Leave out the pictures and restate the rest of the data exactly.

┌─ GIVEN DATA

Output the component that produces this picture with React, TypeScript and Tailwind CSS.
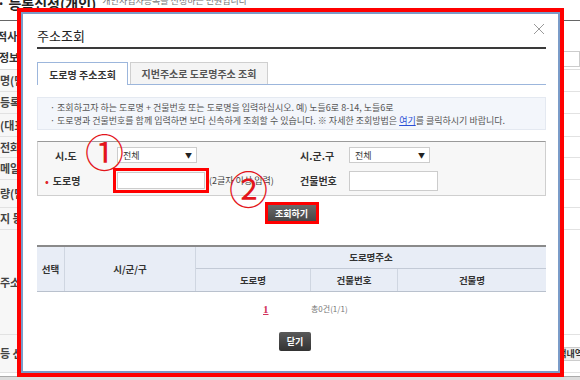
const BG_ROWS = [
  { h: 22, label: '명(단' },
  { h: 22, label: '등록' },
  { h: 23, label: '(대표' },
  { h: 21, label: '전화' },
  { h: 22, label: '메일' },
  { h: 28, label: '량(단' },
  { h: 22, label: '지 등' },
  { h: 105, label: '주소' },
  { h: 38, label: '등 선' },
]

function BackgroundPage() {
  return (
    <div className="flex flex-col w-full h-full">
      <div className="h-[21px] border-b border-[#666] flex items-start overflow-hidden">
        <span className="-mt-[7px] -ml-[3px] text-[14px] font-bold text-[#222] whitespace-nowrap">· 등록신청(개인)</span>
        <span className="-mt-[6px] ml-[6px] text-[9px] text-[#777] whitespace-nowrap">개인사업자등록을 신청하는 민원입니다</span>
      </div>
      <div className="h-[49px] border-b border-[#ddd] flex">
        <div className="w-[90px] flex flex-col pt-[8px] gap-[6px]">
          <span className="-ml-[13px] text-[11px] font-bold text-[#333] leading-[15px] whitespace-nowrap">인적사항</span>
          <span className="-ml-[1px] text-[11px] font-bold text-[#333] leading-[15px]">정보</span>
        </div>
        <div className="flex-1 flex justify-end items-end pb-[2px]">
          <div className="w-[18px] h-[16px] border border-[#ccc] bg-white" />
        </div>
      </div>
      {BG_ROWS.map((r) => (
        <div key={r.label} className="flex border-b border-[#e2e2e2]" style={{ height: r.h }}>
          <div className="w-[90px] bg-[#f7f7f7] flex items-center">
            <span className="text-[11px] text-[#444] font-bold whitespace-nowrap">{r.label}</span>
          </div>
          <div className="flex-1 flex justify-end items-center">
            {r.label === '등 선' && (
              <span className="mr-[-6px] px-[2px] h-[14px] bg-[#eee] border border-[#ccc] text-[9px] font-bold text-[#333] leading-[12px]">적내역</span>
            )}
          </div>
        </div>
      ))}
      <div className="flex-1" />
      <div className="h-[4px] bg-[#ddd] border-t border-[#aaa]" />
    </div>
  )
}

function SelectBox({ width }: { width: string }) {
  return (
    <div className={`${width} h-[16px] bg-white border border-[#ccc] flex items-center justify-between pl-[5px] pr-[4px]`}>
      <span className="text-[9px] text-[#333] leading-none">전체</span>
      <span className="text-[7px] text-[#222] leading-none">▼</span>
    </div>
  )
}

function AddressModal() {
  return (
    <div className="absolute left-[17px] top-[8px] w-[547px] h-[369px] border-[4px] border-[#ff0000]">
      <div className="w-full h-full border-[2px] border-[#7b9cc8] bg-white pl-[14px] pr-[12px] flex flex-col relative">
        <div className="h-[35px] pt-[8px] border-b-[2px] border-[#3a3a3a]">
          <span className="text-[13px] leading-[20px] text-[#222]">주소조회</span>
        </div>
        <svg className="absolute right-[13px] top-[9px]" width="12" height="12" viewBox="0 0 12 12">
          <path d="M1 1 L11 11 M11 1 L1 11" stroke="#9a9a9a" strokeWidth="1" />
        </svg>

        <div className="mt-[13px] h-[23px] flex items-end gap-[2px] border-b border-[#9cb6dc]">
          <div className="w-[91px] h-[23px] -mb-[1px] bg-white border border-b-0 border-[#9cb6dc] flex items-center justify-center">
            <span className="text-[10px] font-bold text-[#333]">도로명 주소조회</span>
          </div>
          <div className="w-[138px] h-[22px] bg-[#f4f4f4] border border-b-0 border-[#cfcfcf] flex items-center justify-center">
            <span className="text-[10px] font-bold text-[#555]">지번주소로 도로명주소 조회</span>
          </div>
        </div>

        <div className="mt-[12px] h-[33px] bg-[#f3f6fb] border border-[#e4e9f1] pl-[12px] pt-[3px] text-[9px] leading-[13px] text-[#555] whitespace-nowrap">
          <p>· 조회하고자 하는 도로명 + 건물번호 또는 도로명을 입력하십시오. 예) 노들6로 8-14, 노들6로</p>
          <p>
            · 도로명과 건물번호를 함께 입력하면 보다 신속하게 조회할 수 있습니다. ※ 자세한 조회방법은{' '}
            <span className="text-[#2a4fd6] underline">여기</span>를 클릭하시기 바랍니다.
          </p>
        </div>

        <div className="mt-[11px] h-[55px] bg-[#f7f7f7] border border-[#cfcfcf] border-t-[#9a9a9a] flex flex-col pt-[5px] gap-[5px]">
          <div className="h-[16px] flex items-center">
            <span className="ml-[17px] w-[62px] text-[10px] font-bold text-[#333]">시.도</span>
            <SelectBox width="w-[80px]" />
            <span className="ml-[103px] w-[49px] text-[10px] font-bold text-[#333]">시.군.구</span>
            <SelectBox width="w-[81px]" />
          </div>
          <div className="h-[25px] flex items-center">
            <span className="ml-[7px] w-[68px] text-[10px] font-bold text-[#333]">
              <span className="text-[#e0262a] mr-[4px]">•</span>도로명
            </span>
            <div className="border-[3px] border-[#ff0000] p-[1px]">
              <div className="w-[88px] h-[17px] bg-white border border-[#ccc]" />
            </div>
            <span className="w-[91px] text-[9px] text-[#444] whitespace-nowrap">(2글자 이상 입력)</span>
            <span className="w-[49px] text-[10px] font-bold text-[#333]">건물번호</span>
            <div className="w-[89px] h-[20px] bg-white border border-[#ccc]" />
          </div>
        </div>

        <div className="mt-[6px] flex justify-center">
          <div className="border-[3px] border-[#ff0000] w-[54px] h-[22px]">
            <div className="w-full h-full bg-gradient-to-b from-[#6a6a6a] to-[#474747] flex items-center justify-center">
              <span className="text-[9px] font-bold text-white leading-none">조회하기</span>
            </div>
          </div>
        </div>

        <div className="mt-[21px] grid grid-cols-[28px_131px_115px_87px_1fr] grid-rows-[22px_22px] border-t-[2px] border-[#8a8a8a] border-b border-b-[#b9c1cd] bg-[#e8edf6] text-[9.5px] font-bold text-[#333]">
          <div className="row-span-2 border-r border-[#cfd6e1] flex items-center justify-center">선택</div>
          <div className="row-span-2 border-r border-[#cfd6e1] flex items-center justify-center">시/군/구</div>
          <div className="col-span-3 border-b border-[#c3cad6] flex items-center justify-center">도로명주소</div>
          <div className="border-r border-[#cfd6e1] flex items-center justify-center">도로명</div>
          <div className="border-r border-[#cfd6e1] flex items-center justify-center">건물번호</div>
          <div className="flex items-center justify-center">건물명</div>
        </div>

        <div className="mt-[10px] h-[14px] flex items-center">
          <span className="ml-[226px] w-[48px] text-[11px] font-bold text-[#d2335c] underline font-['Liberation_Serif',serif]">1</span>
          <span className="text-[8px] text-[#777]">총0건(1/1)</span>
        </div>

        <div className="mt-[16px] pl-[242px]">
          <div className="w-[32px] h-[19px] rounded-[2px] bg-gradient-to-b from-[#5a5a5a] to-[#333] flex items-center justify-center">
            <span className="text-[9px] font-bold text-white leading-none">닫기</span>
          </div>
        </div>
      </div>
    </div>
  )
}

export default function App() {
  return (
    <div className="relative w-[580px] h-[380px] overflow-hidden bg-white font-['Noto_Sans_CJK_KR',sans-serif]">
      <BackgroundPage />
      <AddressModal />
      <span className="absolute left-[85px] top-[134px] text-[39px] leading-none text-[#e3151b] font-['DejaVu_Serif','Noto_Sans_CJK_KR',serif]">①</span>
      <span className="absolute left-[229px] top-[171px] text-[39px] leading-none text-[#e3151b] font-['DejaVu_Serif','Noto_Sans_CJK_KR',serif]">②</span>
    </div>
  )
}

└─

**ANSWER**
Output the component that produces this picture with React, TypeScript and Tailwind CSS.
const BG_ROWS = [
  { h: 22, label: '명(단' },
  { h: 22, label: '등록' },
  { h: 23, label: '(대표' },
  { h: 21, label: '전화' },
  { h: 22, label: '메일' },
  { h: 28, label: '량(단' },
  { h: 22, label: '지 등' },
  { h: 105, label: '주소' },
  { h: 38, label: '등 선' },
]

function BackgroundPage() {
  return (
    <div className="flex flex-col w-full h-full">
      <div className="h-[21px] border-b border-[#666] flex items-start overflow-hidden">
        <span className="-mt-[7px] -ml-[3px] text-[14px] font-bold text-[#222] whitespace-nowrap">· 등록신청(개인)</span>
        <span className="-mt-[6px] ml-[6px] text-[9px] text-[#777] whitespace-nowrap">개인사업자등록을 신청하는 민원입니다</span>
      </div>
      <div className="h-[49px] border-b border-[#ddd] flex">
        <div className="w-[90px] flex flex-col pt-[8px] gap-[6px]">
          <span className="-ml-[13px] text-[11px] font-bold text-[#333] leading-[15px] whitespace-nowrap">인적사항</span>
          <span className="-ml-[1px] text-[11px] font-bold text-[#333] leading-[15px]">정보</span>
        </div>
        <div className="flex-1 flex justify-end items-end pb-[2px]">
          <div className="w-[18px] h-[16px] border border-[#ccc] bg-white" />
        </div>
      </div>
      {BG_ROWS.map((r) => (
        <div key={r.label} className="flex border-b border-[#e2e2e2]" style={{ height: r.h }}>
          <div className="w-[90px] bg-[#f7f7f7] flex items-center">
            <span className="text-[11px] text-[#444] font-bold whitespace-nowrap">{r.label}</span>
          </div>
          <div className="flex-1 flex justify-end items-center">
            {r.label === '등 선' && (
              <span className="mr-[-6px] px-[2px] h-[14px] bg-[#eee] border border-[#ccc] text-[9px] font-bold text-[#333] leading-[12px]">적내역</span>
            )}
          </div>
        </div>
      ))}
      <div className="flex-1" />
      <div className="h-[4px] bg-[#ddd] border-t border-[#aaa]" />
    </div>
  )
}

function SelectBox({ width }: { width: string }) {
  return (
    <div className={`${width} h-[16px] bg-white border border-[#ccc] flex items-center justify-between pl-[5px] pr-[4px]`}>
      <span className="text-[9px] text-[#333] leading-none">전체</span>
      <span className="text-[7px] text-[#222] leading-none">▼</span>
    </div>
  )
}

function AddressModal() {
  return (
    <div className="absolute left-[17px] top-[8px] w-[547px] h-[369px] border-[4px] border-[#ff0000]">
      <div className="w-full h-full border-[2px] border-[#7b9cc8] bg-white pl-[14px] pr-[12px] flex flex-col relative">
        <div className="h-[35px] pt-[8px] border-b-[2px] border-[#3a3a3a]">
          <span className="text-[13px] leading-[20px] text-[#222]">주소조회</span>
        </div>
        <svg className="absolute right-[13px] top-[9px]" width="12" height="12" viewBox="0 0 12 12">
          <path d="M1 1 L11 11 M11 1 L1 11" stroke="#9a9a9a" strokeWidth="1" />
        </svg>

        <div className="mt-[13px] h-[23px] flex items-end gap-[2px] border-b border-[#9cb6dc]">
          <div className="w-[91px] h-[23px] -mb-[1px] bg-white border border-b-0 border-[#9cb6dc] flex items-center justify-center">
            <span className="text-[10px] font-bold text-[#333]">도로명 주소조회</span>
          </div>
          <div className="w-[138px] h-[22px] bg-[#f4f4f4] border border-b-0 border-[#cfcfcf] flex items-center justify-center">
            <span className="text-[10px] font-bold text-[#555]">지번주소로 도로명주소 조회</span>
          </div>
        </div>

        <div className="mt-[12px] h-[33px] bg-[#f3f6fb] border border-[#e4e9f1] pl-[12px] pt-[3px] text-[9px] leading-[13px] text-[#555] whitespace-nowrap">
          <p>· 조회하고자 하는 도로명 + 건물번호 또는 도로명을 입력하십시오. 예) 노들6로 8-14, 노들6로</p>
          <p>
            · 도로명과 건물번호를 함께 입력하면 보다 신속하게 조회할 수 있습니다. ※ 자세한 조회방법은{' '}
            <span className="text-[#2a4fd6] underline">여기</span>를 클릭하시기 바랍니다.
          </p>
        </div>

        <div className="mt-[11px] h-[55px] bg-[#f7f7f7] border border-[#cfcfcf] border-t-[#9a9a9a] flex flex-col pt-[5px] gap-[5px]">
          <div className="h-[16px] flex items-center">
            <span className="ml-[17px] w-[62px] text-[10px] font-bold text-[#333]">시.도</span>
            <SelectBox width="w-[80px]" />
            <span className="ml-[103px] w-[49px] text-[10px] font-bold text-[#333]">시.군.구</span>
            <SelectBox width="w-[81px]" />
          </div>
          <div className="h-[25px] flex items-center">
            <span className="ml-[7px] w-[68px] text-[10px] font-bold text-[#333]">
              <span className="text-[#e0262a] mr-[4px]">•</span>도로명
            </span>
            <div className="border-[3px] border-[#ff0000] p-[1px]">
              <div className="w-[88px] h-[17px] bg-white border border-[#ccc]" />
            </div>
            <span className="w-[91px] text-[9px] text-[#444] whitespace-nowrap">(2글자 이상 입력)</span>
            <span className="w-[49px] text-[10px] font-bold text-[#333]">건물번호</span>
            <div className="w-[89px] h-[20px] bg-white border border-[#ccc]" />
          </div>
        </div>

        <div className="mt-[6px] flex justify-center">
          <div className="border-[3px] border-[#ff0000] w-[54px] h-[22px]">
            <div className="w-full h-full bg-gradient-to-b from-[#6a6a6a] to-[#474747] flex items-center justify-center">
              <span className="text-[9px] font-bold text-white leading-none">조회하기</span>
            </div>
          </div>
        </div>

        <div className="mt-[21px] grid grid-cols-[28px_131px_115px_87px_1fr] grid-rows-[22px_22px] border-t-[2px] border-[#8a8a8a] border-b border-b-[#b9c1cd] bg-[#e8edf6] text-[9.5px] font-bold text-[#333]">
          <div className="row-span-2 border-r border-[#cfd6e1] flex items-center justify-center">선택</div>
          <div className="row-span-2 border-r border-[#cfd6e1] flex items-center justify-center">시/군/구</div>
          <div className="col-span-3 border-b border-[#c3cad6] flex items-center justify-center">도로명주소</div>
          <div className="border-r border-[#cfd6e1] flex items-center justify-center">도로명</div>
          <div className="border-r border-[#cfd6e1] flex items-center justify-center">건물번호</div>
          <div className="flex items-center justify-center">건물명</div>
        </div>

        <div className="mt-[10px] h-[14px] flex items-center">
          <span className="ml-[226px] w-[48px] text-[11px] font-bold text-[#d2335c] underline font-['Liberation_Serif',serif]">1</span>
          <span className="text-[8px] text-[#777]">총0건(1/1)</span>
        </div>

        <div className="mt-[16px] pl-[242px]">
          <div className="w-[32px] h-[19px] rounded-[2px] bg-gradient-to-b from-[#5a5a5a] to-[#333] flex items-center justify-center">
            <span className="text-[9px] font-bold text-white leading-none">닫기</span>
          </div>
        </div>
      </div>
    </div>
  )
}

export default function App() {
  return (
    <div className="relative w-[580px] h-[380px] overflow-hidden bg-white font-['Noto_Sans_CJK_KR',sans-serif]">
      <BackgroundPage />
      <AddressModal />
      <span className="absolute left-[85px] top-[134px] text-[39px] leading-none text-[#e3151b] font-['DejaVu_Serif','Noto_Sans_CJK_KR',serif]">①</span>
      <span className="absolute left-[229px] top-[171px] text-[39px] leading-none text-[#e3151b] font-['DejaVu_Serif','Noto_Sans_CJK_KR',serif]">②</span>
    </div>
  )
}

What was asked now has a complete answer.